--- Data provided ---
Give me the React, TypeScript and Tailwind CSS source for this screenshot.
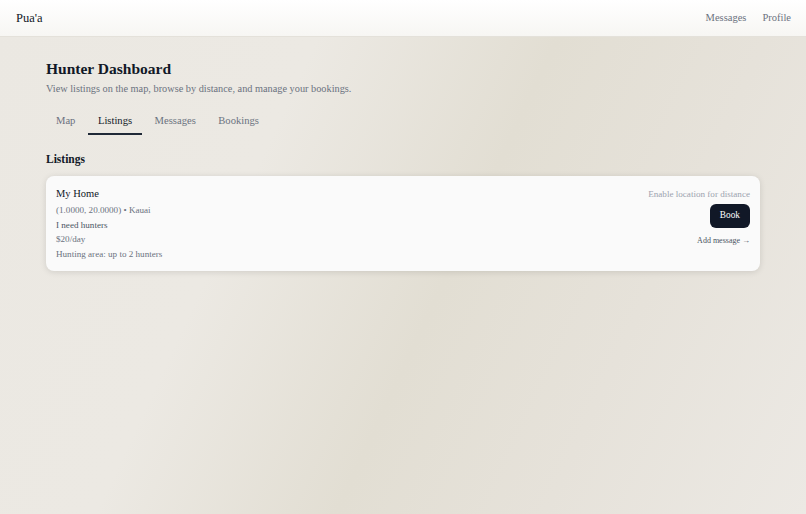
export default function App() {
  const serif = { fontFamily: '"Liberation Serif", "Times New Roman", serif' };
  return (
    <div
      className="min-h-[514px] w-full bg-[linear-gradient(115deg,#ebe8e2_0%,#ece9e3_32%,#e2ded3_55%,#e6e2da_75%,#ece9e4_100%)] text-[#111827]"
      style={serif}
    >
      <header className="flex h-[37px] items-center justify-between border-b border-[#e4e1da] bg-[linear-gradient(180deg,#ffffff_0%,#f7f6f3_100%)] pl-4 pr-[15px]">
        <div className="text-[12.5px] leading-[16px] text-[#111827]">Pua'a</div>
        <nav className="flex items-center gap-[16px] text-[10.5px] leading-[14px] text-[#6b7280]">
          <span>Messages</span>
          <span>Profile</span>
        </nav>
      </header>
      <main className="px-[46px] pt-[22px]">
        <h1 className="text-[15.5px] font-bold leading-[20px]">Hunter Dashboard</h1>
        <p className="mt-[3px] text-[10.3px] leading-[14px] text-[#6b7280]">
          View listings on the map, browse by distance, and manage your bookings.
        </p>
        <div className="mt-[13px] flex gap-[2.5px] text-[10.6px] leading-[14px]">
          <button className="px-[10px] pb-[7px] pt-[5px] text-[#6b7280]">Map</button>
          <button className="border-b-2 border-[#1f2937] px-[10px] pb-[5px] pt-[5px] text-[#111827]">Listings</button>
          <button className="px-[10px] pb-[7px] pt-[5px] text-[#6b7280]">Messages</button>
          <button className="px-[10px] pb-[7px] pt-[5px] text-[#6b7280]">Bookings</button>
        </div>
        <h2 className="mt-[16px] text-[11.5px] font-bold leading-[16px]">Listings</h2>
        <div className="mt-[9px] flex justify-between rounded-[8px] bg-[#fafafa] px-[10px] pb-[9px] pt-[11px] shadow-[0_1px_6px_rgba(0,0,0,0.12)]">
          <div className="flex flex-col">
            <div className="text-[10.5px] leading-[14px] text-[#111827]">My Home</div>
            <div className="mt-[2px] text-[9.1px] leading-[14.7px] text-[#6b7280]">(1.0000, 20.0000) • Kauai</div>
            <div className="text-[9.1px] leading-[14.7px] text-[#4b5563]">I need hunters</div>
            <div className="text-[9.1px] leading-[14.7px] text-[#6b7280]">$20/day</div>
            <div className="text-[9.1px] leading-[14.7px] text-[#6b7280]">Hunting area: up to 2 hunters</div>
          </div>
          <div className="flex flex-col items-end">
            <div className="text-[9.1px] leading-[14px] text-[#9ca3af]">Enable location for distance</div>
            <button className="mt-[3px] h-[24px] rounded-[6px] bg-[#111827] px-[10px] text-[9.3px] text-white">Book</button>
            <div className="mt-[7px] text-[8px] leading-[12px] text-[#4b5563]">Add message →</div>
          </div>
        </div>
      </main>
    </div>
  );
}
---
• **Task description**
Without the pictures, repeat the listing above exactly.

• **Task solution**
Give me the React, TypeScript and Tailwind CSS source for this screenshot.
export default function App() {
  const serif = { fontFamily: '"Liberation Serif", "Times New Roman", serif' };
  return (
    <div
      className="min-h-[514px] w-full bg-[linear-gradient(115deg,#ebe8e2_0%,#ece9e3_32%,#e2ded3_55%,#e6e2da_75%,#ece9e4_100%)] text-[#111827]"
      style={serif}
    >
      <header className="flex h-[37px] items-center justify-between border-b border-[#e4e1da] bg-[linear-gradient(180deg,#ffffff_0%,#f7f6f3_100%)] pl-4 pr-[15px]">
        <div className="text-[12.5px] leading-[16px] text-[#111827]">Pua'a</div>
        <nav className="flex items-center gap-[16px] text-[10.5px] leading-[14px] text-[#6b7280]">
          <span>Messages</span>
          <span>Profile</span>
        </nav>
      </header>
      <main className="px-[46px] pt-[22px]">
        <h1 className="text-[15.5px] font-bold leading-[20px]">Hunter Dashboard</h1>
        <p className="mt-[3px] text-[10.3px] leading-[14px] text-[#6b7280]">
          View listings on the map, browse by distance, and manage your bookings.
        </p>
        <div className="mt-[13px] flex gap-[2.5px] text-[10.6px] leading-[14px]">
          <button className="px-[10px] pb-[7px] pt-[5px] text-[#6b7280]">Map</button>
          <button className="border-b-2 border-[#1f2937] px-[10px] pb-[5px] pt-[5px] text-[#111827]">Listings</button>
          <button className="px-[10px] pb-[7px] pt-[5px] text-[#6b7280]">Messages</button>
          <button className="px-[10px] pb-[7px] pt-[5px] text-[#6b7280]">Bookings</button>
        </div>
        <h2 className="mt-[16px] text-[11.5px] font-bold leading-[16px]">Listings</h2>
        <div className="mt-[9px] flex justify-between rounded-[8px] bg-[#fafafa] px-[10px] pb-[9px] pt-[11px] shadow-[0_1px_6px_rgba(0,0,0,0.12)]">
          <div className="flex flex-col">
            <div className="text-[10.5px] leading-[14px] text-[#111827]">My Home</div>
            <div className="mt-[2px] text-[9.1px] leading-[14.7px] text-[#6b7280]">(1.0000, 20.0000) • Kauai</div>
            <div className="text-[9.1px] leading-[14.7px] text-[#4b5563]">I need hunters</div>
            <div className="text-[9.1px] leading-[14.7px] text-[#6b7280]">$20/day</div>
            <div className="text-[9.1px] leading-[14.7px] text-[#6b7280]">Hunting area: up to 2 hunters</div>
          </div>
          <div className="flex flex-col items-end">
            <div className="text-[9.1px] leading-[14px] text-[#9ca3af]">Enable location for distance</div>
            <button className="mt-[3px] h-[24px] rounded-[6px] bg-[#111827] px-[10px] text-[9.3px] text-white">Book</button>
            <div className="mt-[7px] text-[8px] leading-[12px] text-[#4b5563]">Add message →</div>
          </div>
        </div>
      </main>
    </div>
  );
}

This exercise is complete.